Brief Reflection on Orientation

Sometimes being orientated in really disorienting. This is especially true of medical school, where one day you are watching Netflix in your underwear, and the next you are being invited by Madison Mayor Paul Soglin to help him make Madison the healthiest place on the planet. That’s a tall order, you think to yourself. Where do I even begin?

Well, no fear, that’s what orientation is for. Day 1, before even so much as a hello from faculty, we are face-to-face with patients. Not the sneezy, bedridden, hooked-up-to-IV kind of patients. These are patients who have had a great experience with the UW health system and have volunteered to share their stories. So for the first two and a half hours of medical school we get a first-hand look at the impact we can have in our careers. For example, a single consultation with a new primary care doctor can set a veteran addict on the road to recovery. Modern medicine gives a child with juvenile diabetes a chance at life.

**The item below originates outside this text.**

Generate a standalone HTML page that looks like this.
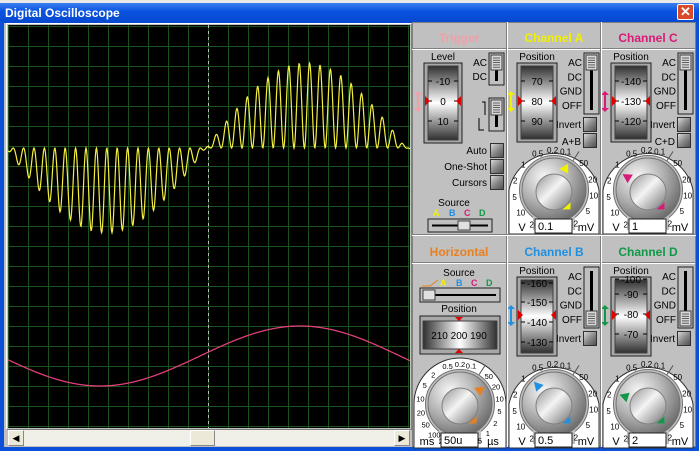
<!DOCTYPE html>
<html><head><meta charset="utf-8"><style>
*{margin:0;padding:0;box-sizing:border-box}
body{width:699px;height:451px;overflow:hidden;background:#c0c0c0;font-family:"Liberation Sans",Arial,sans-serif;position:relative}
.a{position:absolute}
.ttl{position:absolute;font-size:12px;font-weight:bold;text-align:center;width:94px;left:0;top:9px}
.btn{position:absolute;width:14px;height:15px;border:1px solid #303030;background:linear-gradient(135deg,#d8d8d8,#8a8a8a 50%,#505050)}
.col{position:absolute;width:94px;height:212px}
</style></head><body>
<div class="a" style="left:0;top:0;width:699px;height:3px;background:#e8e8e8"></div>
<div class="a" style="left:0;top:3px;width:699px;height:20px;background:linear-gradient(#3a80f0,#0a54e0 40%,#0848d0)"></div>
<div class="a" style="left:5px;top:6px;color:#fff;font-weight:bold;font-size:12px">Digital Oscilloscope</div>
<div class="a" style="left:677px;top:4px;width:17px;height:16px;background:#d84a2a;border:1px solid #fff;border-radius:2px;color:#fff;font-size:13px;font-weight:bold;text-align:center;line-height:14px">✕</div>
<div class="a" style="left:0;top:22px;width:4px;height:429px;background:#0a50d8"></div>
<div class="a" style="left:696px;top:22px;width:3px;height:429px;background:#0a50d8"></div>
<div class="a" style="left:0;top:447px;width:699px;height:4px;background:#0a50d8"></div>
<div class="a" style="left:6px;top:23px;width:406px;height:407px;border:1px solid #fff;border-right-color:#808080;border-bottom-color:#808080"></div>
<svg class="a" style="left:8px;top:25px" width="402" height="403" id="scr"></svg>
<div class="a" style="left:8px;top:430px;width:402px;height:16px;background:#f0efe8"></div>
<div class="a" style="left:8px;top:430px;width:16px;height:16px;background:#ece9d8;border:1px solid #fff;border-right-color:#888;border-bottom-color:#888;font-size:9px;text-align:center;line-height:14px">◀</div>
<div class="a" style="left:394px;top:430px;width:16px;height:16px;background:#ece9d8;border:1px solid #fff;border-right-color:#888;border-bottom-color:#888;font-size:9px;text-align:center;line-height:14px">▶</div>
<div class="a" style="left:190px;top:430px;width:25px;height:16px;background:#ece9d8;border:1px solid #fff;border-right-color:#888;border-bottom-color:#888"></div>
<div class="a" style="left:412px;top:22px;width:284px;height:425px;background:#c0c0c0;border:1px solid #808080"></div>
<div id="cols"></div>
<script>
(function(){
var s='<rect width="402" height="403" fill="#000"/>';
for(var i=0;i<=20;i++){var x=i*20+0.5;s+='<line x1="'+x+'" y1="0" x2="'+x+'" y2="403" stroke="#1c521c"/>';}
for(var j=0;j<=20;j++){var y=j*20+1.5;s+='<line x1="0" y1="'+y+'" x2="402" y2="'+y+'" stroke="#1c521c"/>';}
s+='<line x1="200.5" y1="0" x2="200.5" y2="403" stroke="#bbb" stroke-dasharray="3,3"/>';
var p='',q='';
for(var x=0;x<=402;x+=0.5){var X=x+8;var sv=Math.sin(2*Math.PI*(X-206)/400);var f=Math.cos(2*Math.PI*(X-8)/10.4);
var y=148-85*sv*(0.5+0.5*f)-25;p+=(x?'L':'M')+x+' '+y.toFixed(1);
var y2=356-30*Math.sin(2*Math.PI*(X-200)/400)-25;q+=(x?'L':'M')+x+' '+y2.toFixed(1);}
s+='<path d="'+q+'" fill="none" stroke="#e0407a" stroke-width="1.3"/>';
s+='<path d="'+p+'" fill="none" stroke="#f4f040" stroke-width="1.2"/>';
document.getElementById('scr').innerHTML=s;
})();
function tri(x,y,dir,c,sz){sz=sz||5;var pts;
if(dir=='r')pts=[x,y-sz,x+sz,y,x,y+sz];else if(dir=='l')pts=[x,y-sz,x-sz,y,x,y+sz];else if(dir=='d')pts=[x-sz,y,x+sz,y,x,y+sz];else pts=[x-sz,y,x+sz,y,x,y-sz];
return '<polygon points="'+pts.join(',')+'" fill="'+c+'"/>';}
function varrow(x,y1,y2,c){return '<line x1="'+x+'" y1="'+(y1+4)+'" x2="'+x+'" y2="'+(y2-4)+'" stroke="'+c+'" stroke-width="2"/>'+tri(x,y1+5,'u',c,4)+tri(x,y2-5,'d',c,4);}
function vdrum(x,y,w,h,vals,ty){
var s='<rect x="'+x+'" y="'+y+'" width="'+w+'" height="'+h+'" fill="#a8a8a8" stroke="#202020"/>';
s+='<rect x="'+(x+4)+'" y="'+(y+3)+'" width="'+(w-8)+'" height="'+(h-6)+'" fill="url(#vg)" stroke="#404040"/>';
for(var i=0;i<vals.length;i++){var yy=vals[i][1];s+='<text x="'+(x+w/2)+'" y="'+(yy+4)+'" font-size="10" text-anchor="middle" fill="#000">'+vals[i][0]+'</text>';
s+='<line x1="'+(x+4)+'" y1="'+yy+'" x2="'+(x+8)+'" y2="'+yy+'" stroke="#000"/><line x1="'+(x+w-8)+'" y1="'+yy+'" x2="'+(x+w-4)+'" y2="'+yy+'" stroke="#000"/>';}
s+=tri(x+1,ty,'r','#e00000',5)+tri(x+w-1,ty,'l','#e00000',5);return s;}
function vslider(x,y,h,bottom){var s='<rect x="'+x+'" y="'+y+'" width="15" height="'+h+'" fill="#c0c0c0" stroke="#202020"/>';
s+='<rect x="'+(x+6)+'" y="'+(y+4)+'" width="3" height="'+(h-8)+'" fill="#000"/>';
var ty=bottom?y+h-17:y+2;s+='<rect x="'+(x+2)+'" y="'+ty+'" width="11" height="15" fill="#d8d8d8" stroke="#404040"/>';
for(var i=0;i<5;i++)s+='<line x1="'+(x+4)+'" y1="'+(ty+3+i*2.3)+'" x2="'+(x+11)+'" y2="'+(ty+3+i*2.3)+'" stroke="#404040" stroke-width=".8"/>';return s;}
function dial(cx,cy,col,ang,L,R,uL,uR,val,fs){fs=fs||8;
var s='<path d="M2 212 L2 '+cy+' A46 46 0 0 1 '+(2*cx-2)+' '+cy+' L'+(2*cx-2)+' 212 Z" fill="#fff" stroke="#303030"/>';
s+='<circle cx="'+cx+'" cy="'+cy+'" r="34.5" fill="#c0c0c0" stroke="#707070"/>';
s+='<rect x="'+(cx-21)+'" y="'+cy+'" width="42" height="40" fill="#c0c0c0"/>';
var a=33*Math.PI/180;s+='<line x1="'+(cx+35*Math.sin(a))+'" y1="'+(cy-35*Math.cos(a))+'" x2="'+(cx+46*Math.sin(a))+'" y2="'+(cy-46*Math.cos(a))+'" stroke="#555"/>';
function lab(t,deg,r){var a=deg*Math.PI/180;return '<text x="'+(cx+r*Math.sin(a)).toFixed(1)+'" y="'+(cy-r*Math.cos(a)+3).toFixed(1)+'" font-size="'+fs+'" text-anchor="middle">'+t+'</text>';}
for(var i=0;i<L.length;i++)s+=lab(L[i][0],L[i][1],40);
for(var i=0;i<R.length;i++)s+=lab(R[i][0],R[i][1],40);
s+='<circle cx="'+cx+'" cy="'+cy+'" r="32" fill="url(#kg)" stroke="#707070"/>';
s+='<circle cx="'+cx+'" cy="'+(cy+2)+'" r="18" fill="url(#ig)" stroke="#808080"/>';
var b=ang*Math.PI/180,px=cx+24*Math.sin(b),py=cy-24*Math.cos(b);
s+='<polygon points="'+(px+6*Math.sin(b))+','+(py-6*Math.cos(b))+' '+(px-5*Math.cos(b)-3*Math.sin(b))+','+(py-5*Math.sin(b)+3*Math.cos(b))+' '+(px+5*Math.cos(b)-3*Math.sin(b))+','+(py+5*Math.sin(b)+3*Math.cos(b))+'" fill="'+col+'"/>';
var c=145*Math.PI/180,qx=cx+20*Math.sin(c),qy=cy-20*Math.cos(c);
s+='<polygon points="'+(qx+5)+','+(qy-4)+' '+(qx+5)+','+(qy+3)+' '+(qx-3)+','+(qy+3)+'" fill="'+col+'"/>';
s+='<text x="15" y="209" font-size="11" text-anchor="middle">'+uL+'</text><text x="'+(2*cx-15)+'" y="209" font-size="11" text-anchor="middle">'+uR+'</text>';
s+='<rect x="'+(cx-19)+'" y="197" width="37" height="14" fill="#fff" stroke="#202020"/><text x="'+(cx-16)+'" y="208" font-size="11">'+val+'</text>';
return s;}
var defs='<defs><linearGradient id="vg" x1="0" y1="0" x2="0" y2="1"><stop offset="0" stop-color="#303030"/><stop offset=".5" stop-color="#fff"/><stop offset="1" stop-color="#303030"/></linearGradient>'+
'<linearGradient id="hg" x1="0" y1="0" x2="1" y2="0"><stop offset="0" stop-color="#303030"/><stop offset=".5" stop-color="#fff"/><stop offset="1" stop-color="#303030"/></linearGradient>'+
'<radialGradient id="kg" cx=".35" cy=".3" r=".8"><stop offset="0" stop-color="#f8f8f8"/><stop offset=".5" stop-color="#b0b0b0"/><stop offset="1" stop-color="#606060"/></radialGradient>'+
'<linearGradient id="ig" x1="0" y1="0" x2="1" y2="1"><stop offset="0" stop-color="#909090"/><stop offset=".45" stop-color="#f4f4f4"/><stop offset="1" stop-color="#707070"/></linearGradient></defs>';
function frame(){return '<line x1="0" y1="26.5" x2="94" y2="26.5" stroke="#808080"/><line x1="0" y1="27.5" x2="94" y2="27.5" stroke="#fff"/>';}
var L=[['0.5',-24],['1',-50],['2',-76],['5',-100],['10',-124],['20',-150]],R=[['0.2',-2],['0.1',17],['50',48],['20',75],['10',98],['5',122],['2',147]];
var html='';
function colDiv(x,y,svg,extra){html+='<div class="col" style="left:'+x+'px;top:'+y+'px"><svg width="94" height="213" style="position:absolute;left:0;top:0;font-family:Liberation Sans,Arial,sans-serif">'+defs+frame()+svg+'</svg>'+extra+'</div>';}
function chan(x,y,name,col,vals,bottom,extra,ang,val){
var s=vdrum(10,41,40,79,vals,79)+varrow(4,68,91,col)+vslider(77,31,61,bottom)+dial(47,168,col,ang,L,R,'V','mV',val);
s+='<text x="30" y="38" font-size="10" text-anchor="middle">Position</text>';
var ls=['AC','DC','GND','OFF'];for(var i=0;i<4;i++)s+='<text x="75" y="'+(44+i*14.3)+'" font-size="10" text-anchor="end">'+ls[i]+'</text>';
s+='<text x="74" y="106" font-size="10" text-anchor="end">Invert</text>';
if(extra)s+='<text x="74" y="123" font-size="10" text-anchor="end">'+extra+'</text>';
var ex='<div class="ttl" style="color:'+col+'">'+name+'</div><div class="btn" style="left:76px;top:95px"></div>'+(extra?'<div class="btn" style="left:76px;top:111px"></div>':'');
colDiv(x,y,s,ex);}
chan(507,22,'Channel A','#f0f000',[['70',59],['80',79],['90',99]],false,'A+B',28,'0.1');
chan(601,22,'Channel C','#d81a78',[['-140',59],['-130',79],['-120',99]],false,'C+D',-58,'1');
chan(507,236,'Channel B','#2090e0',[['-160',47],['-150',66],['-140',86],['-130',106]],true,null,-42,'0.5');
chan(601,236,'Channel D','#109848',[['-100',43],['-90',58],['-80',78],['-70',98]],true,null,-72,'2');
(function(){var s=vdrum(12,41,38,80,[['-10',59],['0',79],['10',99]],79)+varrow(6,68,91,'#f0a0a8');
s+='<text x="31" y="38" font-size="10" text-anchor="middle">Level</text>';
s+='<text x="75" y="44" font-size="10" text-anchor="end">AC</text><text x="75" y="58" font-size="10" text-anchor="end">DC</text>';
s+=vslider(77,31,32,false)+vslider(77,76,33,false);
s+='<path d="M70 80 L73 80 L73 93 M67 96 L67 108 L72 108" stroke="#000" fill="none"/>';
s+='<text x="75" y="132" font-size="10" text-anchor="end">Auto</text><text x="75" y="148" font-size="10" text-anchor="end">One-Shot</text><text x="75" y="164" font-size="10" text-anchor="end">Cursors</text>';
s+='<text x="42" y="184" font-size="10" text-anchor="middle">Source</text>';
s+='<text x="21" y="194" font-size="9" fill="#f0f000" font-weight="bold">A</text><text x="37" y="194" font-size="9" fill="#2090e0" font-weight="bold">B</text><text x="52" y="194" font-size="9" fill="#d81a78" font-weight="bold">C</text><text x="67" y="194" font-size="9" fill="#109848" font-weight="bold">D</text>';
s+='<rect x="16" y="197" width="64" height="13" fill="#c0c0c0" stroke="#202020"/><line x1="20" y1="203.5" x2="76" y2="203.5" stroke="#000" stroke-width="2"/><rect x="46" y="199" width="12" height="9" fill="#e0e0e0" stroke="#404040"/>';
var ex='<div class="ttl" style="color:#f0a0a8">Trigger</div><div class="btn" style="left:78px;top:121px"></div><div class="btn" style="left:78px;top:137px"></div><div class="btn" style="left:78px;top:153px"></div>';
colDiv(412,22,s,ex);})();
(function(){var s='<text x="47" y="40" font-size="10" text-anchor="middle">Source</text>';
s+='<path d="M10 50 L18 50 L26 44" stroke="#e88020" fill="none"/><text x="28" y="50" font-size="9" fill="#f0f000" font-weight="bold">A</text><text x="44" y="50" font-size="9" fill="#2090e0" font-weight="bold">B</text><text x="59" y="50" font-size="9" fill="#d81a78" font-weight="bold">C</text><text x="74" y="50" font-size="9" fill="#109848" font-weight="bold">D</text>';
s+='<rect x="8" y="52" width="80" height="14" fill="#c0c0c0" stroke="#202020"/><line x1="12" y1="59" x2="84" y2="59" stroke="#000" stroke-width="2"/><rect x="11" y="54" width="12" height="10" fill="#e0e0e0" stroke="#404040"/>';
s+='<text x="47" y="76" font-size="10" text-anchor="middle">Position</text>';
s+='<rect x="8" y="80" width="80" height="38" fill="#a8a8a8" stroke="#202020"/><rect x="11" y="85" width="74" height="28" fill="url(#hg)" stroke="#404040"/>';
s+='<text x="47" y="103" font-size="10" text-anchor="middle">210  200  190</text>'+tri(47,81,'d','#e00000',4)+tri(47,117,'u','#e00000',4);
var HL=[['0.5',-18],['2',-42],['5',-62],['10',-82],['20',-102],['50',-121],['100',-140],['200',-158]],HR=[['0.2',0],['0.1',16],['50',46],['20',64],['10',82],['5',100],['2',118],['1',136],['0.5',155]];
s+=dial(48,168,'#e88020',55,HL,HR,'ms','µs','50u',7.5);
colDiv(412,236,s,'<div class="ttl" style="color:#e88020">Horizontal</div>');})();
document.getElementById('cols').innerHTML=html;
</script>
<div class="a" style="left:506px;top:22px;width:1px;height:425px;background:#808080"></div>
<div class="a" style="left:507px;top:22px;width:1px;height:425px;background:#fff"></div>
<div class="a" style="left:600px;top:22px;width:1px;height:425px;background:#808080"></div>
<div class="a" style="left:601px;top:22px;width:1px;height:425px;background:#fff"></div>
<div class="a" style="left:412px;top:234px;width:284px;height:1px;background:#808080"></div>
<div class="a" style="left:412px;top:235px;width:284px;height:1px;background:#fff"></div>
</body></html>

The list goes on.

The highlight of Day 2 is the writing of the CODE.  We break into our five Potter-esque houses to draft different aspects of the oath we will take when we receive our white coats.  My group is tasked with completing the phrase “For ourselves we will…”  We focus on self-care and the importance of maintaining a healthy and balanced lifestyle (you are your first patient, right?).  The other groups focus on “For my patients/community/teachers/colleagues I will…” If you are curious about oath-taking in the medical profession, here’s an insightful article to get you started.

Days 3, 4, and 5, would you believe we actually have classes?  I open my course schedule and am bombarded with highfalutin names like “Molecular and Medical Genetics” and “Comprehensive Human Biochemistry.” Am I sick if a course titled “Cell Structure and Function” gets me more excited than a kitten in a yarn factory? (P.s. I will make a lot of references to kittens as a positive mood regulator.)

In the end, orientation left me a little more confused about the technology we’re using, but at least I learned that all of my classes are in the same room and start on the hour.